Data provided:
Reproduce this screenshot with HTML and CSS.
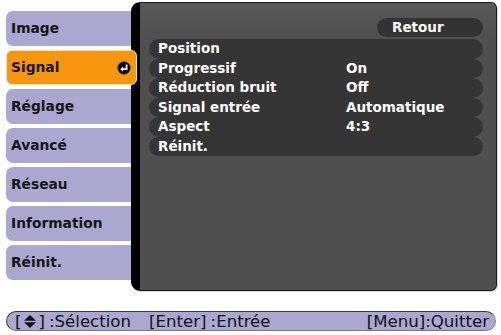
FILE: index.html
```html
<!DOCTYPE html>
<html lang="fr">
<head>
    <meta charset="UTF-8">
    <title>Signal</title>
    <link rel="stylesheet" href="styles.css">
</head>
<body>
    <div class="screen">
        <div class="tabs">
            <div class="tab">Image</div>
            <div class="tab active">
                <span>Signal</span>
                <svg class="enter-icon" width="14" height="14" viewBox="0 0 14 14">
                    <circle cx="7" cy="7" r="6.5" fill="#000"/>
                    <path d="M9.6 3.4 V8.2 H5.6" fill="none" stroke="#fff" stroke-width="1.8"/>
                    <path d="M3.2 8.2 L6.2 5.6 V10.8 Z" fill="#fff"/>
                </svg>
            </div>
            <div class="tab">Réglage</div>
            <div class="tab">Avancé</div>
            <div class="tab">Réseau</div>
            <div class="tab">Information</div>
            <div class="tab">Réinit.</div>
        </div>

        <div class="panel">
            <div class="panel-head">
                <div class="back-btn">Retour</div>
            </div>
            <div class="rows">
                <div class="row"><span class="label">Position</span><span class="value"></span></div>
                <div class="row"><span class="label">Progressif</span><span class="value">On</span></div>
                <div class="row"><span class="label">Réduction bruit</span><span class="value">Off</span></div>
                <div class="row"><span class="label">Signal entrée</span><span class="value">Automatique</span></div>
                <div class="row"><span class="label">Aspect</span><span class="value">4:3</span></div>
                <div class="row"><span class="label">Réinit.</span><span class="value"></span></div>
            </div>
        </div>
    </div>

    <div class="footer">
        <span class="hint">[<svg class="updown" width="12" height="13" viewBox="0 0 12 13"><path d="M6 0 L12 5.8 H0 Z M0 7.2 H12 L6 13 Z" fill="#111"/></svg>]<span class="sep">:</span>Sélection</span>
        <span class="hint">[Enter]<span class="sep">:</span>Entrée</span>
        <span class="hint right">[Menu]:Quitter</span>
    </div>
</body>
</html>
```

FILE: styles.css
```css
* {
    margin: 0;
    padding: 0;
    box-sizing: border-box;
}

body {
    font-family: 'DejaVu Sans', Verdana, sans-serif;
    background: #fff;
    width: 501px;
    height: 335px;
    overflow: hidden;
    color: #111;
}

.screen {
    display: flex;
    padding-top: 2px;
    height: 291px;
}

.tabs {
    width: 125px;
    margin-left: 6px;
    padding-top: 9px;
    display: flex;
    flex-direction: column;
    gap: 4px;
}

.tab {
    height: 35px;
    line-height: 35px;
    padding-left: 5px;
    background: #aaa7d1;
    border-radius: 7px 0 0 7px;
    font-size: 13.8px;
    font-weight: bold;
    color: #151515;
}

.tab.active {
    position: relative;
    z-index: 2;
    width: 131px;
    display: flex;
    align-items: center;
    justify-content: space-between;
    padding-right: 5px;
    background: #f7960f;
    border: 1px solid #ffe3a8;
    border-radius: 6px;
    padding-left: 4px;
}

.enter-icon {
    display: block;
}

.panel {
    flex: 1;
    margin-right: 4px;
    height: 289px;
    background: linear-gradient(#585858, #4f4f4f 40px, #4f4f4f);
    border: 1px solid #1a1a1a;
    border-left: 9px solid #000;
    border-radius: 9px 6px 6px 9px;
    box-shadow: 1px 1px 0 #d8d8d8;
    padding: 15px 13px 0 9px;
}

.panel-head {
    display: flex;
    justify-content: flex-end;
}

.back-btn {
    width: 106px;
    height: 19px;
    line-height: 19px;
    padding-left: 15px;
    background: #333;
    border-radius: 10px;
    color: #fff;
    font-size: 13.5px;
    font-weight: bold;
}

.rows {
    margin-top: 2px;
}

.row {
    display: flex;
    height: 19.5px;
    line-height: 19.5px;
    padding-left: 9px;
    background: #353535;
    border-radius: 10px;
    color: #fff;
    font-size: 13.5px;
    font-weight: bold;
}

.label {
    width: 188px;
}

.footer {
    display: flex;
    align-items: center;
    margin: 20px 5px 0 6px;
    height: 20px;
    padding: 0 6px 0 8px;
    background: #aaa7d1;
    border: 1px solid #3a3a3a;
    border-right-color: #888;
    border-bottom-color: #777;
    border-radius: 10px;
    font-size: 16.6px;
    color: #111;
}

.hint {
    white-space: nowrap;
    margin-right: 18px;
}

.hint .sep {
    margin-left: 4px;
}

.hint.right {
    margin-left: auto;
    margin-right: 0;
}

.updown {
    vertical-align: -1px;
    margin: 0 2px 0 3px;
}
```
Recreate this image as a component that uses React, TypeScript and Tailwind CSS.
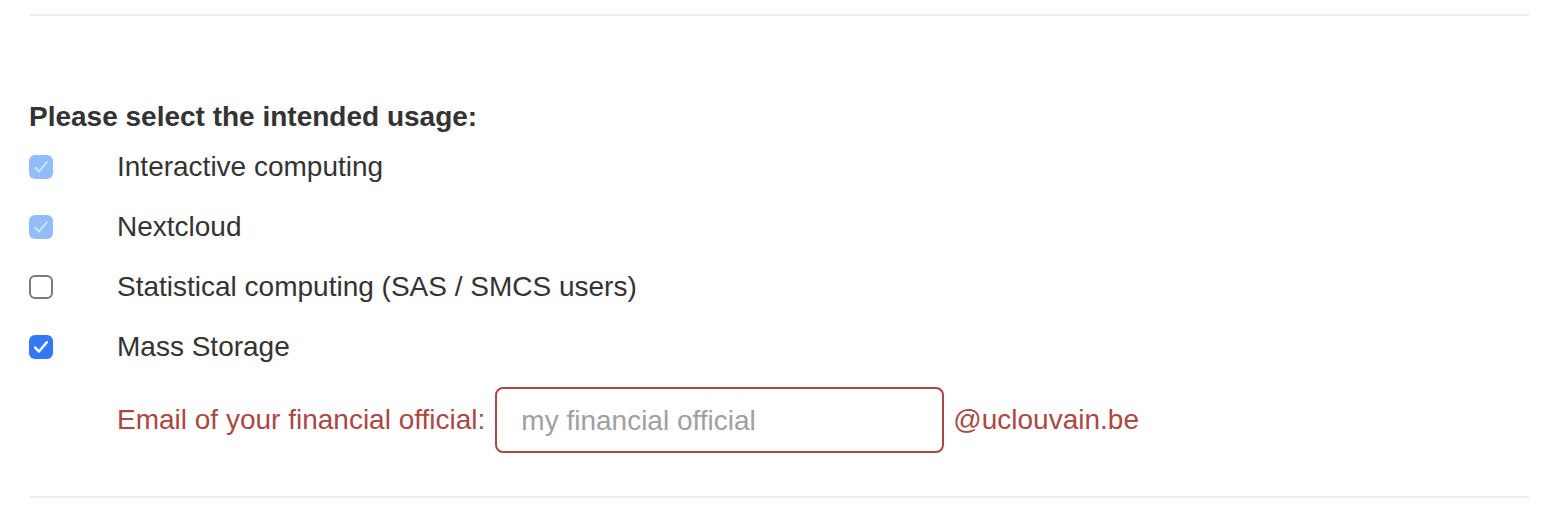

Given request: Reproduce each entry precisely, dropping only the pictures.

Reply to the task:
Reproduce this screenshot with HTML and CSS.
FILE: index.html
```html
<!DOCTYPE html>
<html lang="fr">
<head>
    <meta charset="UTF-8">
    <title>Signal</title>
    <link rel="stylesheet" href="styles.css">
</head>
<body>
    <div class="screen">
        <div class="tabs">
            <div class="tab">Image</div>
            <div class="tab active">
                <span>Signal</span>
                <svg class="enter-icon" width="14" height="14" viewBox="0 0 14 14">
                    <circle cx="7" cy="7" r="6.5" fill="#000"/>
                    <path d="M9.6 3.4 V8.2 H5.6" fill="none" stroke="#fff" stroke-width="1.8"/>
                    <path d="M3.2 8.2 L6.2 5.6 V10.8 Z" fill="#fff"/>
                </svg>
            </div>
            <div class="tab">Réglage</div>
            <div class="tab">Avancé</div>
            <div class="tab">Réseau</div>
            <div class="tab">Information</div>
            <div class="tab">Réinit.</div>
        </div>

        <div class="panel">
            <div class="panel-head">
                <div class="back-btn">Retour</div>
            </div>
            <div class="rows">
                <div class="row"><span class="label">Position</span><span class="value"></span></div>
                <div class="row"><span class="label">Progressif</span><span class="value">On</span></div>
                <div class="row"><span class="label">Réduction bruit</span><span class="value">Off</span></div>
                <div class="row"><span class="label">Signal entrée</span><span class="value">Automatique</span></div>
                <div class="row"><span class="label">Aspect</span><span class="value">4:3</span></div>
                <div class="row"><span class="label">Réinit.</span><span class="value"></span></div>
            </div>
        </div>
    </div>

    <div class="footer">
        <span class="hint">[<svg class="updown" width="12" height="13" viewBox="0 0 12 13"><path d="M6 0 L12 5.8 H0 Z M0 7.2 H12 L6 13 Z" fill="#111"/></svg>]<span class="sep">:</span>Sélection</span>
        <span class="hint">[Enter]<span class="sep">:</span>Entrée</span>
        <span class="hint right">[Menu]:Quitter</span>
    </div>
</body>
</html>
```

FILE: styles.css
```css
* {
    margin: 0;
    padding: 0;
    box-sizing: border-box;
}

body {
    font-family: 'DejaVu Sans', Verdana, sans-serif;
    background: #fff;
    width: 501px;
    height: 335px;
    overflow: hidden;
    color: #111;
}

.screen {
    display: flex;
    padding-top: 2px;
    height: 291px;
}

.tabs {
    width: 125px;
    margin-left: 6px;
    padding-top: 9px;
    display: flex;
    flex-direction: column;
    gap: 4px;
}

.tab {
    height: 35px;
    line-height: 35px;
    padding-left: 5px;
    background: #aaa7d1;
    border-radius: 7px 0 0 7px;
    font-size: 13.8px;
    font-weight: bold;
    color: #151515;
}

.tab.active {
    position: relative;
    z-index: 2;
    width: 131px;
    display: flex;
    align-items: center;
    justify-content: space-between;
    padding-right: 5px;
    background: #f7960f;
    border: 1px solid #ffe3a8;
    border-radius: 6px;
    padding-left: 4px;
}

.enter-icon {
    display: block;
}

.panel {
    flex: 1;
    margin-right: 4px;
    height: 289px;
    background: linear-gradient(#585858, #4f4f4f 40px, #4f4f4f);
    border: 1px solid #1a1a1a;
    border-left: 9px solid #000;
    border-radius: 9px 6px 6px 9px;
    box-shadow: 1px 1px 0 #d8d8d8;
    padding: 15px 13px 0 9px;
}

.panel-head {
    display: flex;
    justify-content: flex-end;
}

.back-btn {
    width: 106px;
    height: 19px;
    line-height: 19px;
    padding-left: 15px;
    background: #333;
    border-radius: 10px;
    color: #fff;
    font-size: 13.5px;
    font-weight: bold;
}

.rows {
    margin-top: 2px;
}

.row {
    display: flex;
    height: 19.5px;
    line-height: 19.5px;
    padding-left: 9px;
    background: #353535;
    border-radius: 10px;
    color: #fff;
    font-size: 13.5px;
    font-weight: bold;
}

.label {
    width: 188px;
}

.footer {
    display: flex;
    align-items: center;
    margin: 20px 5px 0 6px;
    height: 20px;
    padding: 0 6px 0 8px;
    background: #aaa7d1;
    border: 1px solid #3a3a3a;
    border-right-color: #888;
    border-bottom-color: #777;
    border-radius: 10px;
    font-size: 16.6px;
    color: #111;
}

.hint {
    white-space: nowrap;
    margin-right: 18px;
}

.hint .sep {
    margin-left: 4px;
}

.hint.right {
    margin-left: auto;
    margin-right: 0;
}

.updown {
    vertical-align: -1px;
    margin: 0 2px 0 3px;
}
```
Recreate this image as a component that uses React, TypeScript and Tailwind CSS.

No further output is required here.